Date of Award


Document Type


Degree Name

Master of Medicine (MMed)

First Supervisor/Advisor

Joseph Wangira Musana

Second Supervisor/Advisor

Professor Marleen Temmerman

Third Supervisor/Advisor

James Orwa


Obstetrics and Gynaecology (East Africa)


Introduction: Antenatal stress has been linked to maternal morbidity and preterm birth (PTB). One of the pathophysiological processes leading to PTB is thought to be via activation of the hypothalamus-pituitary-adrenal axis resulting in cortisol production. Hair cortisol has recently been shown to be a stress marker in the pregnant and non-pregnant population. Some determinants of hair cortisol have also been studied but more research is needed in this area, especially in pregnancy. Understanding the risk factors of antenatal stress may guide institution of preventative or screening measures to reduce the risk of adverse birth outcomes. As the effect of stress may be dependent on an individual’s perception, coping strategies and resources, using a biomarker alone may not reflect the true mental stress perceived by the victim, thereby necessitating psychological measures of stress.

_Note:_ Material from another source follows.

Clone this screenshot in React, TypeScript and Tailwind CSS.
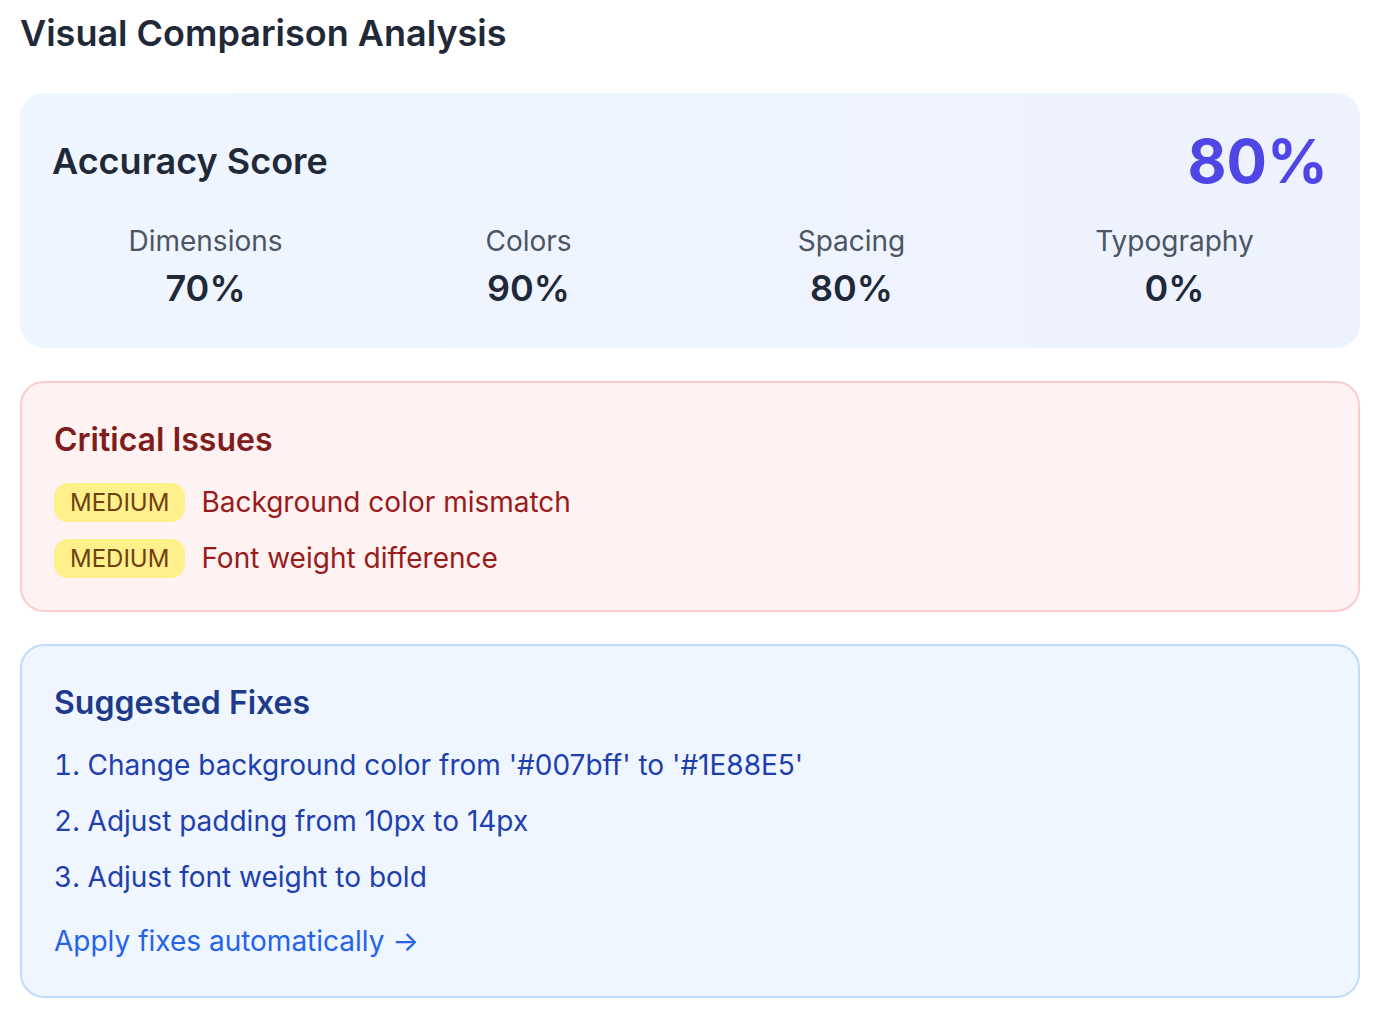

Objectives: To determine the effect of selected maternal sociodemographic factors on psychological and biological stress levels in pregnancy

Methods: A retrospective analysis of data collected from a hundred and fifty pregnant women attending the antenatal care services at Migori County Hospital for another study. They all completed a sociodemographic and clinical questionnaire, the Cohen’s Perceived Stress Scale (PSS) and gave a sample of hair for analysis. The association between predictors (age, parity, marital status, maternal education, household income, polygyny, and intimate partner violence) and outcomes (hair cortisol, hair cortisone and PSS score) was examined using bivariate and multivariate models

Results: Negative association between perceived stress scores and household income (β = -2.40, p = 0.016, 95% CI = -4.36 to -0.45). Positive association of ratio of hair cortisone to cortisol with Adolescent age group (β = 0.64, p = 0.031, 95% CI = 0.06 to 1.22), and Cohabitation (β = -1.21, p = 0.009, 95% CI = -2.11 to -0.31). No association between any of the other predictors and outcomes

Conclusion: Low income may be a risk factor for increased stress. Exploring this in pre-conception and antenatal care facilities may guide appropriate psychological support to at-risk mothers. The influence of some sociodemographic factors on stress measures should be considered when evaluating other desired variables in relation to stress

Recommendation: Further studies on stress measures in pregnant adolescent mothers could yield a biological explanation of stress vulnerability in adolescent mothers hence special interventions for this group. Research is required in Sub-Saharan Africa to determine use of hair cortisol and cortisone as biomarkers of chronic stress and presence of resilience factors.